Mirrorbox Theatre Presents: Sender
CSPS Legion Arts — through Aug. 24
Mirrorbox Theater is ready to ask some tough questions with its Iowa premiere of Ike Holter’s Sender this weekend. Questions like, “What really matters?” and “How do we define ourselves and our relationships?” The performance tackles the big issues of who people are when they are alone and who they are in relationships with others.
From the startling opening to the end scene, Jo Jordan as Tess is a force to be reckoned with. Throughout the show, Jordan is at once raw, honest and vulnerable. Complementing Jordan’s stellar performance is an amazing ensemble. In the opening scene, Lynx (John Miersen) has just resurfaced after a year where he was presumed dead. Miersen’s character is at once self-righteous and self-effacing, while trying to reconnect with those he loves the most.
Mic Evans plays Jordan, one of the people Lynx left behind. Evans quickly develops a precise character who is uncertain about his life and the lives of those he loves. One can feel the character’s desperation in not knowing what to do as Evans moves through the scenes. Olivia Lestrud plays Cassandra, a woman who takes care of business, her boyfriend and anyone who would interfere with her plans. The ensemble these four actors create is outstanding in every way. Their dialogue is authentic; their emotions are raw; and the questions their interactions pose are real.
Sender is the third part of Holter’s seven-play Rightlynd saga (all based in Chicago and published by Northwestern University Press); Mirrorbox produced the second, Exit Strategy, last year. For its part, the script offers the audience an incredibly artfully rendered set of relationships with a variety of complications. Direction by Cavan Hallman (Mirrorbox’s Artistic Director) is on point in this production. There is no wasted space and every moment is meaningful.
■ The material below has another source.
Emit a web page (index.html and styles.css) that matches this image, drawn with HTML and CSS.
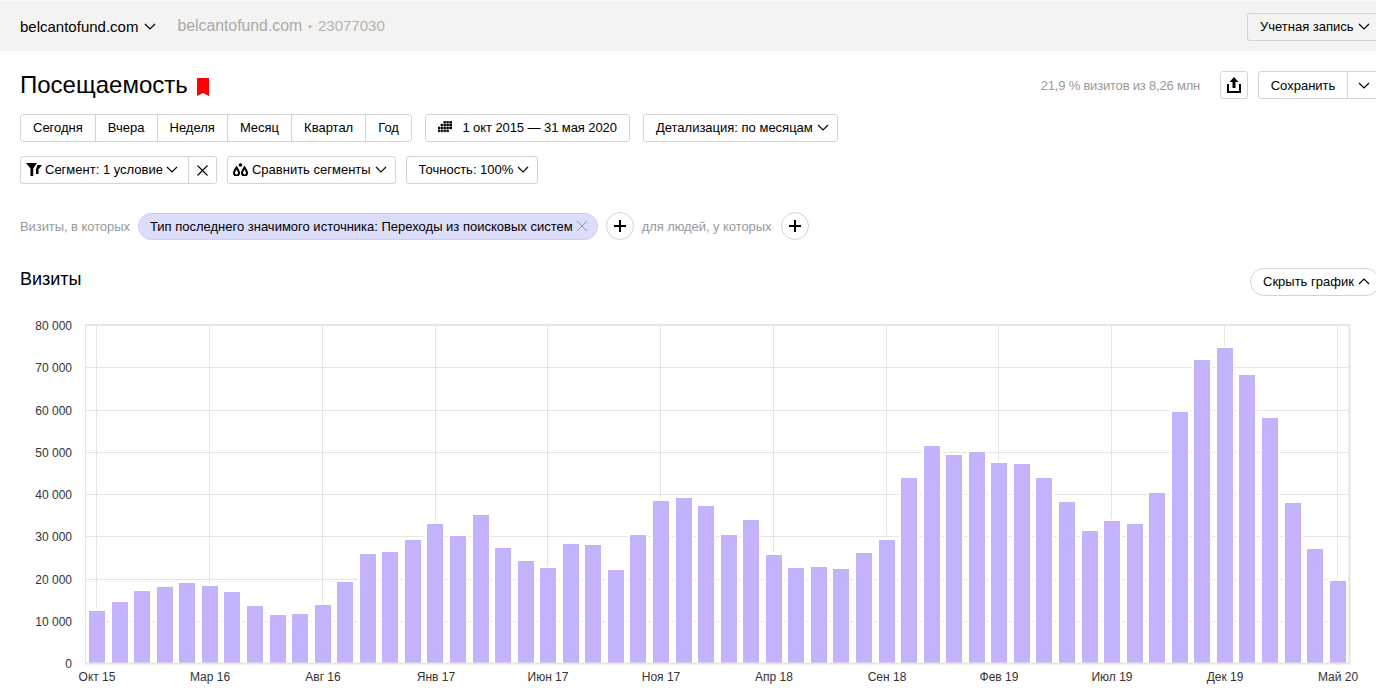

The simple set, designed by Doug Anderson, serves the purpose of lending a background to house these relationships. Lighting (Jim Vogt), costumes (Noel VandenBosch) and stage management (Jamie Hein) all work together seamlessly — so much so that it’s almost imperceptible how well they are done.
In the end, nothing is neat. Conflicts remain, and people must go about their lives, no matter what happens around them.
Sender runs two more performances, Friday and Saturday, Aug. 23-24. Tickets are $15.